In his testimony before the Zondo Commission, Zuma said that Mbalula had told him that business mogul Johann Rupert had told him to tell the former president of the potential consequences of firing Gordhan.

In his first day of testifying Zuma told the commission that Rupert had told Mbalula, “ ‘Minister Mbalula, if Zuma removes Gordhan, we’ll shut down the economy of the country, we’ll make the rand flat on the ground. You must go and tell him.’

“And indeed Mbalula told me,” Zuma told the commission on a first day of testifying that also included labeling senior ANC figure Ngoako Ramatlhodi a spy.

Political analyst Xolani Dube believes that Mbalula was being cautious with his response and was avoiding getting himself into trouble. 

“He (Mbalula) is delaying his demise meaning that he’s trying to protect his current position. He is possibly aware that he might not go beyond this position in which he is serving.

“It is a strategy on his side to say ‘I won’t comment’, but reading between the lines, yes it is true because as we know him he’s a person who can simply deny ever saying that, but for the mere fact that he’s delaying his answer it shows that he agrees with what Msholozi (Zuma) said,” Dube said. 

Ralph Mathekga, a political analyst, said that it was difficult to verify some of the claims made on the stand because some people preferred to passing remarks at times and the challenge was that when they are then quizzed on the details they tend to forget. 

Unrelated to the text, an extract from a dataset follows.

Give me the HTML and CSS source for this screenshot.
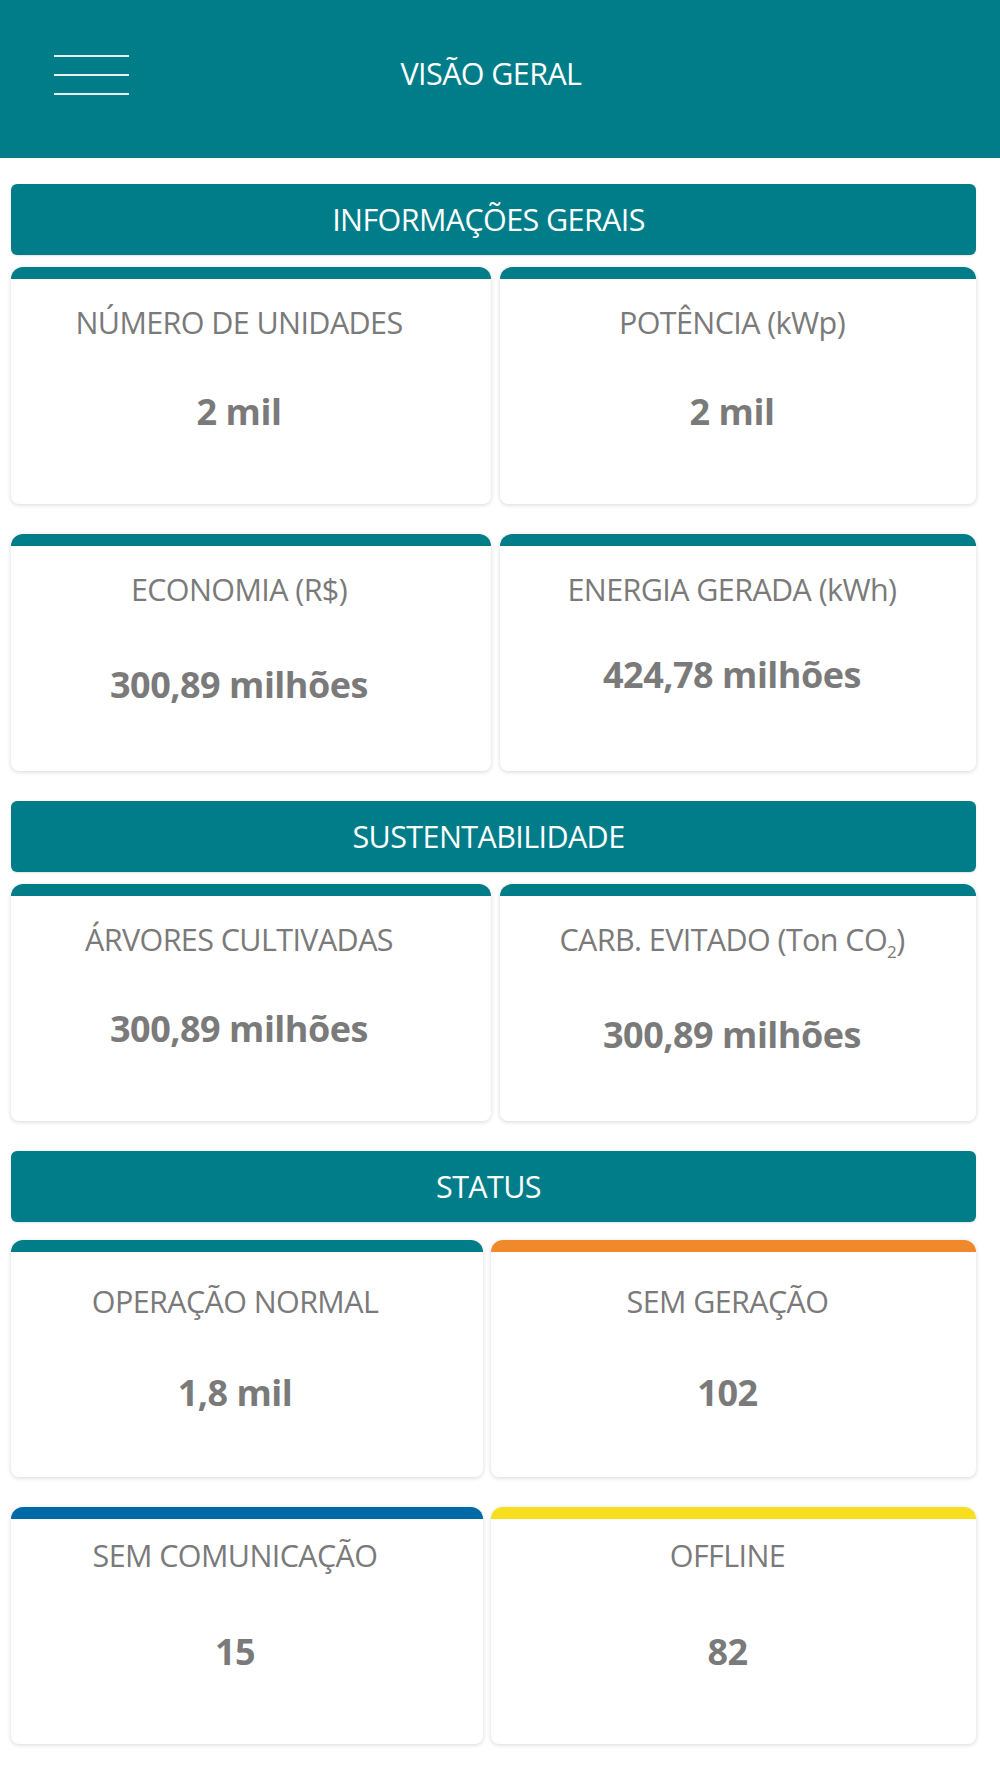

“They sometimes forget the dates on which those remarks were made and a whole lot of details. So it is very difficult to take some of those remarks at face value, and one thing we have learnt from this commission is that our politicians are very bad when it comes to memory,” Mathekga said. 

He added that even the “perceived good politicians” could not even remember some specifics of their testimonies, therefore taking such claims on face value and drawing conclusions was dangerous.